While treason is punishable by death, unless you are killed in the act of committing it, the state may only impose this penalty if you are convicted of it. While this standard was drafted before the due process requirements of the 5th and 14th Amendments, it comports with them. And, unless you are a naturalized citizen, a conviction for treason will NOT result in the loss of your citizenship, as only naturalized citizens may be involuntarily stripped of their citizenship. The only way for a natural-born citizen to lose their citizenship is by renunciation according to 8 U.S.C. 1481(a)(5).

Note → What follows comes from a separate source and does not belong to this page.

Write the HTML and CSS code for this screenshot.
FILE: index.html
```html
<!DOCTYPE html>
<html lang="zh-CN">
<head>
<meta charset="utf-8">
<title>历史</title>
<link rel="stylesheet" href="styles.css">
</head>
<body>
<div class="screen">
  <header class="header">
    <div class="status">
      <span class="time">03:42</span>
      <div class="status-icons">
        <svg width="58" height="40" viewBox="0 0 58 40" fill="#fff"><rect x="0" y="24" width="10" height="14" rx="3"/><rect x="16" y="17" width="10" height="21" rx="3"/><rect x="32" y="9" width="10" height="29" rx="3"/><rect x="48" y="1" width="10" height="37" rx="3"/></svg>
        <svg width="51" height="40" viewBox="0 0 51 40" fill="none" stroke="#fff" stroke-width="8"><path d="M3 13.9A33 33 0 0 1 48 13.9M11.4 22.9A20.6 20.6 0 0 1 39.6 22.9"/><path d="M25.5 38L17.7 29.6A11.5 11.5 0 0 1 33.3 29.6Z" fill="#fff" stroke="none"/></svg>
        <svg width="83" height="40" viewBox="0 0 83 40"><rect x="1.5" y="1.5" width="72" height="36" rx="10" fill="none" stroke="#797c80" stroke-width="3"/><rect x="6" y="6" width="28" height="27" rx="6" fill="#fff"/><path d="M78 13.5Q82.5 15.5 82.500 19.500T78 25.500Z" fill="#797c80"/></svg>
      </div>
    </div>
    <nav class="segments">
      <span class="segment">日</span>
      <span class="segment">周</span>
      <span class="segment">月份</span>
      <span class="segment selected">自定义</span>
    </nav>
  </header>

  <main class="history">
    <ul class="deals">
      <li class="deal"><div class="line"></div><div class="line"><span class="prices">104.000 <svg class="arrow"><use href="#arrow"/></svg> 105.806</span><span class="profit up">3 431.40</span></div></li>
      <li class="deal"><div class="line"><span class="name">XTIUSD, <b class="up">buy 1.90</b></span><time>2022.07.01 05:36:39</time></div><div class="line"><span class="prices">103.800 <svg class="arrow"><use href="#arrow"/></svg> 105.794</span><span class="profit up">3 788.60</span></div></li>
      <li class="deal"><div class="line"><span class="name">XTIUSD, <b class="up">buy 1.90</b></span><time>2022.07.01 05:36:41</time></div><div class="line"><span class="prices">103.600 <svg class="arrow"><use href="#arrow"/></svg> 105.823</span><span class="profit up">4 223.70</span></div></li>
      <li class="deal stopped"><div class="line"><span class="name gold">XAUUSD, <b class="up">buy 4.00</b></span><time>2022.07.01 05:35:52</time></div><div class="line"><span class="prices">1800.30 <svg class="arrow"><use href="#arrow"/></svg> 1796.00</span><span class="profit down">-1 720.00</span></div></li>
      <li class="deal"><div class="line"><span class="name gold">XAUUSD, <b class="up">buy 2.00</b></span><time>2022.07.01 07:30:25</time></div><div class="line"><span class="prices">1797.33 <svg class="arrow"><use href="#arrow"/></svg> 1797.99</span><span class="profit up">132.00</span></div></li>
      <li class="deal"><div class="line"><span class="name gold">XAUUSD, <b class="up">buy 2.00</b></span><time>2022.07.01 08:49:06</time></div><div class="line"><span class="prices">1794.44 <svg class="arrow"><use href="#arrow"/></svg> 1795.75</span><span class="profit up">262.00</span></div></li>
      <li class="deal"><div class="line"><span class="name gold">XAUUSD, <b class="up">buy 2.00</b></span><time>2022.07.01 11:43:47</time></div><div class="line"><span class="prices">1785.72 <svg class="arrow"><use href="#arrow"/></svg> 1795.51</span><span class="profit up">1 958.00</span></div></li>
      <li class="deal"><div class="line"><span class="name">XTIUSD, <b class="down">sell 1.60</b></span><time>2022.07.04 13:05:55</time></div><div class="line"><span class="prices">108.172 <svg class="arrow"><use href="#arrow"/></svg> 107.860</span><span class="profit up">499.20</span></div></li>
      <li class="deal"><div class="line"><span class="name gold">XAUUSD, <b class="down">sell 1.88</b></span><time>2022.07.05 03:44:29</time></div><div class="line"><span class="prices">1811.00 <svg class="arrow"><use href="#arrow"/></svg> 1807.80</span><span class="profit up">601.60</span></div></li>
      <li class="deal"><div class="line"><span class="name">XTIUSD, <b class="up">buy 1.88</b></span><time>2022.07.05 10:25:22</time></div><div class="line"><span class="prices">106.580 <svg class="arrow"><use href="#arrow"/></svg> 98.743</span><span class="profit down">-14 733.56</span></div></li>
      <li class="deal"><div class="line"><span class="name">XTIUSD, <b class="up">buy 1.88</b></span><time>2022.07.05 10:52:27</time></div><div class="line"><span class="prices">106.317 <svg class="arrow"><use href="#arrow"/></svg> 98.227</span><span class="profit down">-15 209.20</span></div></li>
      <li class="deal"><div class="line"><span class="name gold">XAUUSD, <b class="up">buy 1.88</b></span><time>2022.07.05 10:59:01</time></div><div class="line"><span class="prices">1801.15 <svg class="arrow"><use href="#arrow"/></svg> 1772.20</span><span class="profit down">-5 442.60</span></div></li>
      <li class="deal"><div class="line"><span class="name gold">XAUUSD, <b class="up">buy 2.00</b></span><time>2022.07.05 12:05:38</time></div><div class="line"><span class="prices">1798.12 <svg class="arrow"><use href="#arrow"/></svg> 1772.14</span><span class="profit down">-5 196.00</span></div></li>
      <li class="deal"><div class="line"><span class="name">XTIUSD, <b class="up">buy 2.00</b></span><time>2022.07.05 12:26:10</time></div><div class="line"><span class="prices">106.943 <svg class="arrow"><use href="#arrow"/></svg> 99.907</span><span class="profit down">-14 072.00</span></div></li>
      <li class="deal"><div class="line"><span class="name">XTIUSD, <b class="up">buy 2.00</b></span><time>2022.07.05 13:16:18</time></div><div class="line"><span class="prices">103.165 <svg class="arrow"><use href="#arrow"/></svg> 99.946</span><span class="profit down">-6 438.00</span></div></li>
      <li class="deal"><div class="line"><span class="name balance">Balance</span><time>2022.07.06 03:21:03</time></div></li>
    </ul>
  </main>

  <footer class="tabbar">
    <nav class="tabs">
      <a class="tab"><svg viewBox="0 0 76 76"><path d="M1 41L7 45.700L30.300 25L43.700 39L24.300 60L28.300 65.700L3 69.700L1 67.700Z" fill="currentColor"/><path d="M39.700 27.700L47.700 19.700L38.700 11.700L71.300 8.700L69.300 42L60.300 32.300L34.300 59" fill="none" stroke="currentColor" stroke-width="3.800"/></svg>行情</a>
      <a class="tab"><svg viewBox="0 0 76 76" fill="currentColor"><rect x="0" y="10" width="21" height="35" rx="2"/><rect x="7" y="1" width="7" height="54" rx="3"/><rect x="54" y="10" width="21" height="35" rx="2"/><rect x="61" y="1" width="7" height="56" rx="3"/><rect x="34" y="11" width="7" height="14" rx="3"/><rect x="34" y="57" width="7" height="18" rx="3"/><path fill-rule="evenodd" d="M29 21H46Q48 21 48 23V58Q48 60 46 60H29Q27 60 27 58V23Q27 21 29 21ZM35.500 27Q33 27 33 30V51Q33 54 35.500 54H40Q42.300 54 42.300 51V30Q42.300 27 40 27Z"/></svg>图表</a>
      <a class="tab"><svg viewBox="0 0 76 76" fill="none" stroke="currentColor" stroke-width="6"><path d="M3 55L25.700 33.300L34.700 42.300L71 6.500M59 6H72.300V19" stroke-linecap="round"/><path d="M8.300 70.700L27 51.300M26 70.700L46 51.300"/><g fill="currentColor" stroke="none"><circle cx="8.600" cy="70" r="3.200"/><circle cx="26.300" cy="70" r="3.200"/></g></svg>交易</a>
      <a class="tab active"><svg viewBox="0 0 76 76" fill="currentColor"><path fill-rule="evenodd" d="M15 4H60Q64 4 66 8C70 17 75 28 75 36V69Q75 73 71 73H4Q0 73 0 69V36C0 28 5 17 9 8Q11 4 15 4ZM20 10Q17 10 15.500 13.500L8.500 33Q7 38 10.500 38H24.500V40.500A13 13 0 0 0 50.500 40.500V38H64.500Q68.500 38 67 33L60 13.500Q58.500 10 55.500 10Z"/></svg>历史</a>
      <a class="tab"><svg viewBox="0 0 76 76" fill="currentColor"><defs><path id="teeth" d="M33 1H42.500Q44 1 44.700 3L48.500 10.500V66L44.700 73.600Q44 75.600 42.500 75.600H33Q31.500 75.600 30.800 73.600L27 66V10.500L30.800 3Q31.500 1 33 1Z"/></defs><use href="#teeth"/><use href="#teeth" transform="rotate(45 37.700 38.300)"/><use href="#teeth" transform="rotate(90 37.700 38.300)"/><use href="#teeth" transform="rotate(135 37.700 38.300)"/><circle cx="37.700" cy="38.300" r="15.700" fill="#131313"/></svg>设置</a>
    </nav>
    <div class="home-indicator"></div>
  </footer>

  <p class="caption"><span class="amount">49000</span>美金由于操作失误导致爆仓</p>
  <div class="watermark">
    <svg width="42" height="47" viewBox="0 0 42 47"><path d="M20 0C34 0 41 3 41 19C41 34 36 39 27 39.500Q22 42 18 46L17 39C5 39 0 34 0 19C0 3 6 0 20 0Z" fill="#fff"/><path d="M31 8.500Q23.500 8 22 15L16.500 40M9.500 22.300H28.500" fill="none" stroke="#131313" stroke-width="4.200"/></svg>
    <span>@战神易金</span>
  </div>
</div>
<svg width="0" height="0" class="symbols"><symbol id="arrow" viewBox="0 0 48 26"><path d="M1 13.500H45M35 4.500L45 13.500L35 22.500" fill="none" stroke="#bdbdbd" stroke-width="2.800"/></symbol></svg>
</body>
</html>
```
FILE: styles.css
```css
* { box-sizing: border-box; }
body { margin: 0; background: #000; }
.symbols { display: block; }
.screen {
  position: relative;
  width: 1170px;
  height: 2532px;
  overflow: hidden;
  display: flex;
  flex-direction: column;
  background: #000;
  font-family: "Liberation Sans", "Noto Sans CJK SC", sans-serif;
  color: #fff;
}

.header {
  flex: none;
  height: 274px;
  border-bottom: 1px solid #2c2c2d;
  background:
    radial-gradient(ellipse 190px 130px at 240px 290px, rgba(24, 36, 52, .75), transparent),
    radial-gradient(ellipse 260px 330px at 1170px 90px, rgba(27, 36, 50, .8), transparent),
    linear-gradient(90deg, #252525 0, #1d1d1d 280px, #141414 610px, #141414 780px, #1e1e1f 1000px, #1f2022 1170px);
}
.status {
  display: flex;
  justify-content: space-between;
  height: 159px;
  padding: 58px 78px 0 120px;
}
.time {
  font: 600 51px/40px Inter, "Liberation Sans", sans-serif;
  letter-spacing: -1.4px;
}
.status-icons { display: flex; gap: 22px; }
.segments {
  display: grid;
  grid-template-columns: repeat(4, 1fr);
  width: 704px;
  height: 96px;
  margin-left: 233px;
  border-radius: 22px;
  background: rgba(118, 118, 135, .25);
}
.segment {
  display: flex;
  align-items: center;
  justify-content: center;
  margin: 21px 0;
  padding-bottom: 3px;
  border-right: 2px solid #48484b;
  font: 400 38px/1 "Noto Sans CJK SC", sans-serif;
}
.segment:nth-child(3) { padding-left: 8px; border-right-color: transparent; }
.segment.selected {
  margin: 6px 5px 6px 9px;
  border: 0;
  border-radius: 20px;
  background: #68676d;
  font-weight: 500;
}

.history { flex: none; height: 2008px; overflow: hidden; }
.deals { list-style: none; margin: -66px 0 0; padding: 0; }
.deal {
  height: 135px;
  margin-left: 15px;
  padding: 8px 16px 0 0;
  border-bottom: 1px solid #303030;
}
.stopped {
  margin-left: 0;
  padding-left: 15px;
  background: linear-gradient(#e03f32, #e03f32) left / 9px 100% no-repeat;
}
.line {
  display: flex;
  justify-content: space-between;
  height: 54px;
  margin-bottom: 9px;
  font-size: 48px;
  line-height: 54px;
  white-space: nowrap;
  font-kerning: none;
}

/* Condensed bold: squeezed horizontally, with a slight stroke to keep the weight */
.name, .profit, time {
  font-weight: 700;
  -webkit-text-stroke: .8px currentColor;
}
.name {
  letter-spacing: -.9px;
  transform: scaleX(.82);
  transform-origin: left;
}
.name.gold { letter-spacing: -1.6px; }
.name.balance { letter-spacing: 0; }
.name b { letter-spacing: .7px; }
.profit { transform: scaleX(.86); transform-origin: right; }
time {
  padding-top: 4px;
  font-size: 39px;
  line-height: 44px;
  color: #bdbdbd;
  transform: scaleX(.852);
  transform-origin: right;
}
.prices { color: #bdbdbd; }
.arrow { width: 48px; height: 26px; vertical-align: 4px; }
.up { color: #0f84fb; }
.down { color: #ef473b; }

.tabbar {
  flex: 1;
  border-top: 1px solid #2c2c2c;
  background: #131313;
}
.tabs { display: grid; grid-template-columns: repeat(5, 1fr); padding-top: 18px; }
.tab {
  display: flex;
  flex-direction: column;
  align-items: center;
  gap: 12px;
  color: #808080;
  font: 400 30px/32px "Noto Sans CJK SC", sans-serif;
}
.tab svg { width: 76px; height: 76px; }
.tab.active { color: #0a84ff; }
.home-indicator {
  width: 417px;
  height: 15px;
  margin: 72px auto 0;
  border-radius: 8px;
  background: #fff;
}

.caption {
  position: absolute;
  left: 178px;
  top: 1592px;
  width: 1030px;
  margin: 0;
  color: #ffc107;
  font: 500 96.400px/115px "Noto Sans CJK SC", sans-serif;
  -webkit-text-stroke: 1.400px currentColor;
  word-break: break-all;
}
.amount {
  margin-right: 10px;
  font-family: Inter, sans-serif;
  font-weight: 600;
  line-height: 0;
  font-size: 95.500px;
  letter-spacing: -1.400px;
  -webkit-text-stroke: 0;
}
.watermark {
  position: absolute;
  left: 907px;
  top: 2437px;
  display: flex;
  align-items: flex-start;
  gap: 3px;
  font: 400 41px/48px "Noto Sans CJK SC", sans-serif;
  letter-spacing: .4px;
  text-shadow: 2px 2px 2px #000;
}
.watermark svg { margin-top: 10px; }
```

Finally, my last objection is my lack of trust in government. Government has proven to us time and again that there is no power that it won’t abuse at some point. And we currently have an executive branch that doesn’t respect the Constitution as it is, whether it is determining for itself whether or not Congress is in recess for the purpose of making appointments, or by brazenly declaring that the President decides who is “entitled” to Second Amendment rights. I would have trouble trusting a different administration with such a nebulous authority to abrogate basic Constitutional rights, let alone one that believes that the President can determine who is entitled to exercise Constitutional rights. Citizenship means more than that, or we have allowed them to render it worth little or nothing at all.